Distributed Sort & Hash

Concept. Distributed sort and hash are the two foundational data-movement primitives in a cluster: hash partitioning routes every row with the same key to the same machine (so joins and group-bys can run locally), and distributed sort orders the rows on each machine so per-key reductions can stream.

Intuition. When Spotify wants to count "lifetime listens per user" across a year of play logs, hash-partitioning by user_id sends every event for Mickey to the same node, every event for Minnie to another, so each node can sort its own subset and emit (user_id, count) pairs without ever talking to peers about other users.

Hash Partitioning: Foundation of Distribution

The Core Problem

When your dataset outgrows your RAM, you need a strategy to split it across multiple machines. Enter hash partitioning, the unsung hero that keeps related data together. It prevents the chaos of scattering a user's information between Ohio and Tokyo.

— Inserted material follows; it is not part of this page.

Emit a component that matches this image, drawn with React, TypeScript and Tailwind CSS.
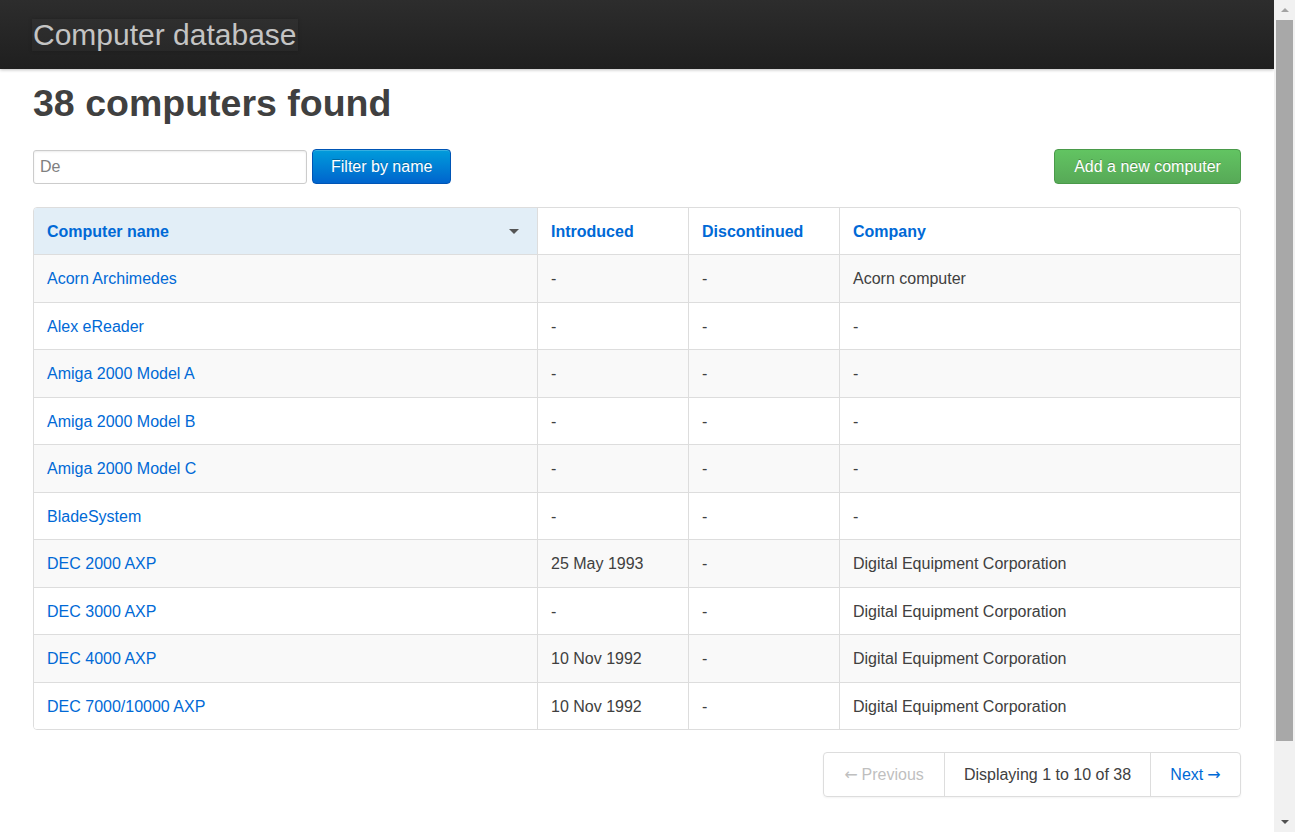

Consistent Hashing: The Elastic Solution

The Problem: Adding/Removing Machines

Standard hashing (machine = hash(key) % N) is a logistical nightmare when scaling. Change the number of machines, and you're looking at a massive reshuffle:

From 3 to 4 machines: 75% of data ends up misplaced.
From 100 to 101 machines: A staggering 99% of data is uprooted.

The Solution: Hash Ring

Forget modulo. Think in circles:

Create a ring: Numbers 0 to 2³²-1 form a circle.
Place machines on the ring: hash(machine_id) determines their spot.
Place keys on the ring: hash(key) finds their position.
Key ownership rule: Move clockwise from a key until you hit a machine, that's its home.

Consistent hashing ring (0 to 2^32 - 1) showing keys and nodes mapped onto a circular hash space

Key Takeaways

1. Hash Partitioning

The Backbone of Distributed Processing

Keeps all data with the same key on the same machine.
Enables parallel processing without chaos.
Cost: 2N IOs (one read, one write).
Scales effortlessly to hundreds of machines.

2. Distributed Hash Joins

Scaling Joins

Route tables by join key.
Each machine handles its local join.
Union results for a complete join.
More machines mean linear speedup.

3. Consistent Hashing

Seamless Scaling

Maps keys and nodes to a ring, sidestepping modulo.
Adding a node only affects its immediate neighbors.
On average, only K/N keys move (versus K keys with standard hashing).
Utilized by Cassandra, DynamoDB, Memcached.

4. Distributed Sort (BigSort)

Achieving Global Order

Phase 1: Local sort on each machine.
Phase 2: Sample and determine global split points.
Phase 3: Redistribute and finalize sorting.
Ensures total order across the cluster.